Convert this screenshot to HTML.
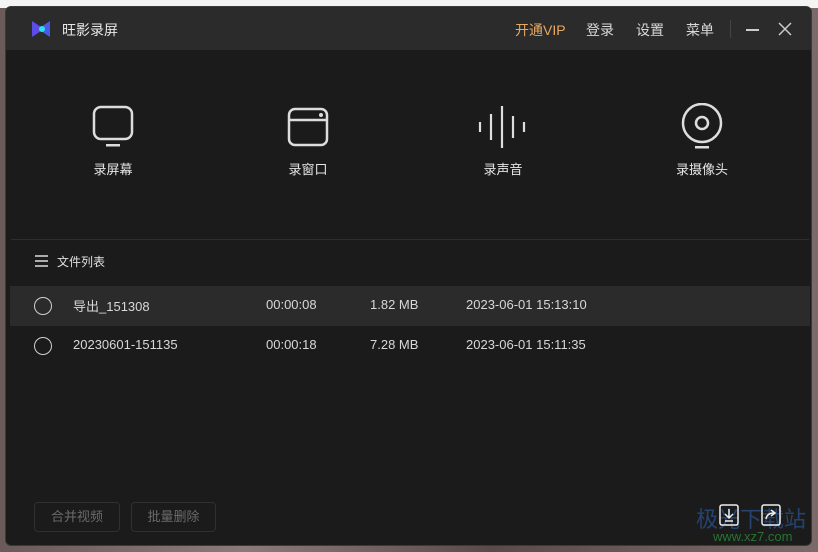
<!DOCTYPE html>
<html><head><meta charset="utf-8"><style>
*{margin:0;padding:0;box-sizing:border-box}
body{width:818px;height:552px;overflow:hidden;background:linear-gradient(90deg,#6a5a5a,#8a7a7a 30%,#5a4a4a 60%,#7a6a6a);font-family:"Liberation Sans","Noto Sans CJK SC",sans-serif;position:relative}
.top{position:absolute;left:0;top:0;width:818px;height:8px;background:#f4f4f4}
.win{position:absolute;left:5px;top:6px;width:807px;height:540px;background:#1b1b1b;border-radius:6px;overflow:hidden;border:1px solid #3a3a3a}
.tb{height:43px;background:#2b2b2b;position:relative;color:#d8d8d8;font-size:14px}
.tb span{position:absolute;top:13px}
.act{position:absolute;text-align:center;color:#e6e6e6;font-size:13px;width:120px}
.act svg{display:block;margin:0 auto 10px}
.row{position:absolute;left:4px;width:800px;height:40px;font-size:13px;color:#d8d8d8}
.row span{position:absolute;top:11px}
.row i{position:absolute;left:24px;top:11px;width:18px;height:18px;border:1.5px solid #d0d0d0;border-radius:50%}
.btn{position:absolute;top:495px;height:30px;border:1px solid #303030;border-radius:4px;color:#6a6a6a;font-size:13px;text-align:center;line-height:28px}
</style></head><body>
<div class="top"></div>
<div class="win">
 <div class="tb">
  <svg style="position:absolute;left:26px;top:14px" width="18" height="16" viewBox="0 0 18 16"><path d="M0 0L9 6V10L0 16Z" fill="#5b4ee8"/><path d="M18 0L9 6V10L18 16Z" fill="#4a5ae8"/><circle cx="10" cy="8" r="3" fill="#2ee0f0"/></svg>
  <span style="left:56px;color:#e8e8e8">旺影录屏</span>
  <span style="left:509px;color:#e8a860">开通VIP</span>
  <span style="left:580px">登录</span>
  <span style="left:630px">设置</span>
  <span style="left:680px">菜单</span>
  <div style="position:absolute;left:724px;top:13px;width:1px;height:18px;background:#444"></div>
  <div style="position:absolute;left:740px;top:22px;width:13px;height:1.5px;background:#ccc"></div>
  <svg style="position:absolute;left:772px;top:15px" width="14" height="14"><path d="M1 1L13 13M13 1L1 13" stroke="#ccc" stroke-width="1.5"/></svg>
 </div>
 <div class="act" style="left:47px;top:98px"><svg width="42" height="44" viewBox="0 0 42 44"><rect x="2" y="2" width="38" height="32" rx="7" fill="none" stroke="#ddd" stroke-width="2.5"/><rect x="14" y="39" width="14" height="2.5" fill="#ddd"/></svg>录屏幕</div>
 <div class="act" style="left:242px;top:100px"><svg width="42" height="42" viewBox="0 0 42 42"><rect x="2" y="2" width="38" height="36" rx="6" fill="none" stroke="#ddd" stroke-width="2.5"/><path d="M2 13H40" stroke="#ddd" stroke-width="2.5"/><circle cx="34" cy="8" r="2" fill="#ddd"/></svg>录窗口</div>
 <div class="act" style="left:437px;top:98px"><svg width="50" height="44" viewBox="0 0 50 44"><path d="M2 17V27M13 9V35M24 1V43M35 11V33M46 17V27" stroke="#ddd" stroke-width="2.2"/></svg>录声音</div>
 <div class="act" style="left:636px;top:96px"><svg width="42" height="46" viewBox="0 0 42 46"><ellipse cx="21" cy="20" rx="19" ry="19" fill="none" stroke="#ddd" stroke-width="2.5"/><circle cx="21" cy="20" r="6" fill="none" stroke="#ddd" stroke-width="2.5"/><rect x="14" y="43" width="14" height="2.5" fill="#ddd"/></svg>录摄像头</div>
 <div style="position:absolute;left:5px;top:232px;width:798px;height:1px;background:#2e2e2e"></div>
 <svg style="position:absolute;left:29px;top:248px" width="13" height="12"><path d="M0 1H13M0 6H13M0 11H13" stroke="#ddd" stroke-width="1.5"/></svg>
 <div style="position:absolute;left:51px;top:246px;font-size:12px;color:#e0e0e0">文件列表</div>
 <div class="row" style="top:279px;background:#2b2b2b"><i></i><span style="left:63px;top:10px">导出_151308</span><span style="left:256px">00:00:08</span><span style="left:360px">1.82 MB</span><span style="left:456px">2023-06-01 15:13:10</span></div>
 <div class="row" style="top:319px"><i></i><span style="left:63px">20230601-151135</span><span style="left:256px">00:00:18</span><span style="left:360px">7.28 MB</span><span style="left:456px">2023-06-01 15:11:35</span></div>
 <div class="btn" style="left:28px;width:86px">合并视频</div>
 <div class="btn" style="left:125px;width:85px">批量删除</div>
 <div style="position:absolute;left:690px;top:495px;font-size:22px;color:#2a5fa8;opacity:.6">极光下载站</div>
 <div style="position:absolute;left:707px;top:522px;font-size:13px;color:#2a8a3a;opacity:.8">www.xz7.com</div>
 <svg style="position:absolute;left:713px;top:497px" width="20" height="22"><rect x="1" y="1" width="18" height="20" rx="2" fill="none" stroke="#eee" stroke-width="1.5"/><path d="M10 5V13M6 10L10 14L14 10M6 17H14" stroke="#eee" stroke-width="1.5" fill="none"/></svg>
 <svg style="position:absolute;left:755px;top:497px" width="20" height="22"><rect x="1" y="1" width="18" height="20" rx="2" fill="none" stroke="#eee" stroke-width="1.5"/><path d="M5 15Q6 9 13 9M10 6L14 9L10 12" stroke="#eee" stroke-width="1.5" fill="none"/></svg>
</div>
</body></html>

----------------

Except for the pictures, give all the material above again verbatim.

Convert this screenshot to HTML.
<!DOCTYPE html>
<html><head><meta charset="utf-8"><style>
*{margin:0;padding:0;box-sizing:border-box}
body{width:818px;height:552px;overflow:hidden;background:linear-gradient(90deg,#6a5a5a,#8a7a7a 30%,#5a4a4a 60%,#7a6a6a);font-family:"Liberation Sans","Noto Sans CJK SC",sans-serif;position:relative}
.top{position:absolute;left:0;top:0;width:818px;height:8px;background:#f4f4f4}
.win{position:absolute;left:5px;top:6px;width:807px;height:540px;background:#1b1b1b;border-radius:6px;overflow:hidden;border:1px solid #3a3a3a}
.tb{height:43px;background:#2b2b2b;position:relative;color:#d8d8d8;font-size:14px}
.tb span{position:absolute;top:13px}
.act{position:absolute;text-align:center;color:#e6e6e6;font-size:13px;width:120px}
.act svg{display:block;margin:0 auto 10px}
.row{position:absolute;left:4px;width:800px;height:40px;font-size:13px;color:#d8d8d8}
.row span{position:absolute;top:11px}
.row i{position:absolute;left:24px;top:11px;width:18px;height:18px;border:1.5px solid #d0d0d0;border-radius:50%}
.btn{position:absolute;top:495px;height:30px;border:1px solid #303030;border-radius:4px;color:#6a6a6a;font-size:13px;text-align:center;line-height:28px}
</style></head><body>
<div class="top"></div>
<div class="win">
 <div class="tb">
  <svg style="position:absolute;left:26px;top:14px" width="18" height="16" viewBox="0 0 18 16"><path d="M0 0L9 6V10L0 16Z" fill="#5b4ee8"/><path d="M18 0L9 6V10L18 16Z" fill="#4a5ae8"/><circle cx="10" cy="8" r="3" fill="#2ee0f0"/></svg>
  <span style="left:56px;color:#e8e8e8">旺影录屏</span>
  <span style="left:509px;color:#e8a860">开通VIP</span>
  <span style="left:580px">登录</span>
  <span style="left:630px">设置</span>
  <span style="left:680px">菜单</span>
  <div style="position:absolute;left:724px;top:13px;width:1px;height:18px;background:#444"></div>
  <div style="position:absolute;left:740px;top:22px;width:13px;height:1.5px;background:#ccc"></div>
  <svg style="position:absolute;left:772px;top:15px" width="14" height="14"><path d="M1 1L13 13M13 1L1 13" stroke="#ccc" stroke-width="1.5"/></svg>
 </div>
 <div class="act" style="left:47px;top:98px"><svg width="42" height="44" viewBox="0 0 42 44"><rect x="2" y="2" width="38" height="32" rx="7" fill="none" stroke="#ddd" stroke-width="2.5"/><rect x="14" y="39" width="14" height="2.5" fill="#ddd"/></svg>录屏幕</div>
 <div class="act" style="left:242px;top:100px"><svg width="42" height="42" viewBox="0 0 42 42"><rect x="2" y="2" width="38" height="36" rx="6" fill="none" stroke="#ddd" stroke-width="2.5"/><path d="M2 13H40" stroke="#ddd" stroke-width="2.5"/><circle cx="34" cy="8" r="2" fill="#ddd"/></svg>录窗口</div>
 <div class="act" style="left:437px;top:98px"><svg width="50" height="44" viewBox="0 0 50 44"><path d="M2 17V27M13 9V35M24 1V43M35 11V33M46 17V27" stroke="#ddd" stroke-width="2.2"/></svg>录声音</div>
 <div class="act" style="left:636px;top:96px"><svg width="42" height="46" viewBox="0 0 42 46"><ellipse cx="21" cy="20" rx="19" ry="19" fill="none" stroke="#ddd" stroke-width="2.5"/><circle cx="21" cy="20" r="6" fill="none" stroke="#ddd" stroke-width="2.5"/><rect x="14" y="43" width="14" height="2.5" fill="#ddd"/></svg>录摄像头</div>
 <div style="position:absolute;left:5px;top:232px;width:798px;height:1px;background:#2e2e2e"></div>
 <svg style="position:absolute;left:29px;top:248px" width="13" height="12"><path d="M0 1H13M0 6H13M0 11H13" stroke="#ddd" stroke-width="1.5"/></svg>
 <div style="position:absolute;left:51px;top:246px;font-size:12px;color:#e0e0e0">文件列表</div>
 <div class="row" style="top:279px;background:#2b2b2b"><i></i><span style="left:63px;top:10px">导出_151308</span><span style="left:256px">00:00:08</span><span style="left:360px">1.82 MB</span><span style="left:456px">2023-06-01 15:13:10</span></div>
 <div class="row" style="top:319px"><i></i><span style="left:63px">20230601-151135</span><span style="left:256px">00:00:18</span><span style="left:360px">7.28 MB</span><span style="left:456px">2023-06-01 15:11:35</span></div>
 <div class="btn" style="left:28px;width:86px">合并视频</div>
 <div class="btn" style="left:125px;width:85px">批量删除</div>
 <div style="position:absolute;left:690px;top:495px;font-size:22px;color:#2a5fa8;opacity:.6">极光下载站</div>
 <div style="position:absolute;left:707px;top:522px;font-size:13px;color:#2a8a3a;opacity:.8">www.xz7.com</div>
 <svg style="position:absolute;left:713px;top:497px" width="20" height="22"><rect x="1" y="1" width="18" height="20" rx="2" fill="none" stroke="#eee" stroke-width="1.5"/><path d="M10 5V13M6 10L10 14L14 10M6 17H14" stroke="#eee" stroke-width="1.5" fill="none"/></svg>
 <svg style="position:absolute;left:755px;top:497px" width="20" height="22"><rect x="1" y="1" width="18" height="20" rx="2" fill="none" stroke="#eee" stroke-width="1.5"/><path d="M5 15Q6 9 13 9M10 6L14 9L10 12" stroke="#eee" stroke-width="1.5" fill="none"/></svg>
</div>
</body></html>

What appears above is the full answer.